DIRECTIVE:
Give back all the data exactly, line by line.

======== DATASET SECTION

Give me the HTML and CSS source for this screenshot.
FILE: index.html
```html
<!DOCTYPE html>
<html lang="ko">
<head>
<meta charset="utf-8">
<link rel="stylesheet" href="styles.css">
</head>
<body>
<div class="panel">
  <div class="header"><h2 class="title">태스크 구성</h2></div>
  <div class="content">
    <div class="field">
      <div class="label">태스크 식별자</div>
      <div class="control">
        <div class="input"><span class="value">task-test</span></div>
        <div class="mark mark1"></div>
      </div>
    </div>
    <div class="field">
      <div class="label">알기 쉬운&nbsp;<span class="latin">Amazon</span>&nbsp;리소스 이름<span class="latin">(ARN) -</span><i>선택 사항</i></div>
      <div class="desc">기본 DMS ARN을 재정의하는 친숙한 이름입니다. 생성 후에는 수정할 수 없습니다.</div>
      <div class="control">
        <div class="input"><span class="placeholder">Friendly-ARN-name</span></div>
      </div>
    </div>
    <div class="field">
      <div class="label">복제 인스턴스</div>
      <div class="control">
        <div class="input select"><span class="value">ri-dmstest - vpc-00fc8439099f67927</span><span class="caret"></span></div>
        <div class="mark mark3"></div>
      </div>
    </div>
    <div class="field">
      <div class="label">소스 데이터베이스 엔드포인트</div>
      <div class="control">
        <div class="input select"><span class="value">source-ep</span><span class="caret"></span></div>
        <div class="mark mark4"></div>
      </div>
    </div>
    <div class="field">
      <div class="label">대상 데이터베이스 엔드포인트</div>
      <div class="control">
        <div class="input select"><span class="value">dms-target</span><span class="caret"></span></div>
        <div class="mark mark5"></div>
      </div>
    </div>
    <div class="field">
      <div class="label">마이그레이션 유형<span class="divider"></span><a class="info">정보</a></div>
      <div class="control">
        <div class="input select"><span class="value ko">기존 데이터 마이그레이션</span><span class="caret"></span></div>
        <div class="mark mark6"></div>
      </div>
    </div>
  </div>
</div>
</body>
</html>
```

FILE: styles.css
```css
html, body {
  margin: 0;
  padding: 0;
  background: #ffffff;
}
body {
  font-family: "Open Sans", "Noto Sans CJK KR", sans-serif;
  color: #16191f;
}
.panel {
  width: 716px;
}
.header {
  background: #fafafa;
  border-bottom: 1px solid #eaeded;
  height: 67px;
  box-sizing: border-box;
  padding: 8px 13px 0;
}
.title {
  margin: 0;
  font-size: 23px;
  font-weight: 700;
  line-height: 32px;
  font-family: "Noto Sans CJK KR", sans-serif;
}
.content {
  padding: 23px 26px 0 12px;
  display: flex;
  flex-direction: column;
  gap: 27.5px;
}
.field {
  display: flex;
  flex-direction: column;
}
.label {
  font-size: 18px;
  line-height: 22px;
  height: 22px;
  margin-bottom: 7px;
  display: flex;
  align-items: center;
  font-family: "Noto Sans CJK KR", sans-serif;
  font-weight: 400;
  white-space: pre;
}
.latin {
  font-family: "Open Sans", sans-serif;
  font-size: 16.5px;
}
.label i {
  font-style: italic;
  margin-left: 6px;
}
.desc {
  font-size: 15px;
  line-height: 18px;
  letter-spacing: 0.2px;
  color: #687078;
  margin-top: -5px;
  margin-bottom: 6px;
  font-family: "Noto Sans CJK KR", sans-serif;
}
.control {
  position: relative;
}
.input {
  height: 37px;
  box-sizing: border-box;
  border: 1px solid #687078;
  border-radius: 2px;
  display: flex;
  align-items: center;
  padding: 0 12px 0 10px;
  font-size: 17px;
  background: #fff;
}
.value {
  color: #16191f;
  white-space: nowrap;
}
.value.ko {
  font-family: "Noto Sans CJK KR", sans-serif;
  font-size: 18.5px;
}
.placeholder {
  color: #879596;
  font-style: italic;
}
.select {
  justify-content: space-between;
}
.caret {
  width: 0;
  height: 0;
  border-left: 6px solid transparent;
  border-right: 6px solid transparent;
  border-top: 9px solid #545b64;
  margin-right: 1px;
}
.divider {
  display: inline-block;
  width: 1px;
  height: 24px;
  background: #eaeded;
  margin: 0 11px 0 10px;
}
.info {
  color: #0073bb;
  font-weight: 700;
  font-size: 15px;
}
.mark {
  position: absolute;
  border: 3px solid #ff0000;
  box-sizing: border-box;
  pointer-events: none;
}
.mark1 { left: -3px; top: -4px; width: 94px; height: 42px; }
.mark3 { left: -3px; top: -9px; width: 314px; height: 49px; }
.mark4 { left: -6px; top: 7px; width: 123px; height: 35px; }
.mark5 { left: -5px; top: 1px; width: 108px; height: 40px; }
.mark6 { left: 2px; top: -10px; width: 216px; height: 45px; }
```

================

THE OUTPUT:
Give me the HTML and CSS source for this screenshot.
FILE: index.html
```html
<!DOCTYPE html>
<html lang="ko">
<head>
<meta charset="utf-8">
<link rel="stylesheet" href="styles.css">
</head>
<body>
<div class="panel">
  <div class="header"><h2 class="title">태스크 구성</h2></div>
  <div class="content">
    <div class="field">
      <div class="label">태스크 식별자</div>
      <div class="control">
        <div class="input"><span class="value">task-test</span></div>
        <div class="mark mark1"></div>
      </div>
    </div>
    <div class="field">
      <div class="label">알기 쉬운&nbsp;<span class="latin">Amazon</span>&nbsp;리소스 이름<span class="latin">(ARN) -</span><i>선택 사항</i></div>
      <div class="desc">기본 DMS ARN을 재정의하는 친숙한 이름입니다. 생성 후에는 수정할 수 없습니다.</div>
      <div class="control">
        <div class="input"><span class="placeholder">Friendly-ARN-name</span></div>
      </div>
    </div>
    <div class="field">
      <div class="label">복제 인스턴스</div>
      <div class="control">
        <div class="input select"><span class="value">ri-dmstest - vpc-00fc8439099f67927</span><span class="caret"></span></div>
        <div class="mark mark3"></div>
      </div>
    </div>
    <div class="field">
      <div class="label">소스 데이터베이스 엔드포인트</div>
      <div class="control">
        <div class="input select"><span class="value">source-ep</span><span class="caret"></span></div>
        <div class="mark mark4"></div>
      </div>
    </div>
    <div class="field">
      <div class="label">대상 데이터베이스 엔드포인트</div>
      <div class="control">
        <div class="input select"><span class="value">dms-target</span><span class="caret"></span></div>
        <div class="mark mark5"></div>
      </div>
    </div>
    <div class="field">
      <div class="label">마이그레이션 유형<span class="divider"></span><a class="info">정보</a></div>
      <div class="control">
        <div class="input select"><span class="value ko">기존 데이터 마이그레이션</span><span class="caret"></span></div>
        <div class="mark mark6"></div>
      </div>
    </div>
  </div>
</div>
</body>
</html>
```

FILE: styles.css
```css
html, body {
  margin: 0;
  padding: 0;
  background: #ffffff;
}
body {
  font-family: "Open Sans", "Noto Sans CJK KR", sans-serif;
  color: #16191f;
}
.panel {
  width: 716px;
}
.header {
  background: #fafafa;
  border-bottom: 1px solid #eaeded;
  height: 67px;
  box-sizing: border-box;
  padding: 8px 13px 0;
}
.title {
  margin: 0;
  font-size: 23px;
  font-weight: 700;
  line-height: 32px;
  font-family: "Noto Sans CJK KR", sans-serif;
}
.content {
  padding: 23px 26px 0 12px;
  display: flex;
  flex-direction: column;
  gap: 27.5px;
}
.field {
  display: flex;
  flex-direction: column;
}
.label {
  font-size: 18px;
  line-height: 22px;
  height: 22px;
  margin-bottom: 7px;
  display: flex;
  align-items: center;
  font-family: "Noto Sans CJK KR", sans-serif;
  font-weight: 400;
  white-space: pre;
}
.latin {
  font-family: "Open Sans", sans-serif;
  font-size: 16.5px;
}
.label i {
  font-style: italic;
  margin-left: 6px;
}
.desc {
  font-size: 15px;
  line-height: 18px;
  letter-spacing: 0.2px;
  color: #687078;
  margin-top: -5px;
  margin-bottom: 6px;
  font-family: "Noto Sans CJK KR", sans-serif;
}
.control {
  position: relative;
}
.input {
  height: 37px;
  box-sizing: border-box;
  border: 1px solid #687078;
  border-radius: 2px;
  display: flex;
  align-items: center;
  padding: 0 12px 0 10px;
  font-size: 17px;
  background: #fff;
}
.value {
  color: #16191f;
  white-space: nowrap;
}
.value.ko {
  font-family: "Noto Sans CJK KR", sans-serif;
  font-size: 18.5px;
}
.placeholder {
  color: #879596;
  font-style: italic;
}
.select {
  justify-content: space-between;
}
.caret {
  width: 0;
  height: 0;
  border-left: 6px solid transparent;
  border-right: 6px solid transparent;
  border-top: 9px solid #545b64;
  margin-right: 1px;
}
.divider {
  display: inline-block;
  width: 1px;
  height: 24px;
  background: #eaeded;
  margin: 0 11px 0 10px;
}
.info {
  color: #0073bb;
  font-weight: 700;
  font-size: 15px;
}
.mark {
  position: absolute;
  border: 3px solid #ff0000;
  box-sizing: border-box;
  pointer-events: none;
}
.mark1 { left: -3px; top: -4px; width: 94px; height: 42px; }
.mark3 { left: -3px; top: -9px; width: 314px; height: 49px; }
.mark4 { left: -6px; top: 7px; width: 123px; height: 35px; }
.mark5 { left: -5px; top: 1px; width: 108px; height: 40px; }
.mark6 { left: 2px; top: -10px; width: 216px; height: 45px; }
```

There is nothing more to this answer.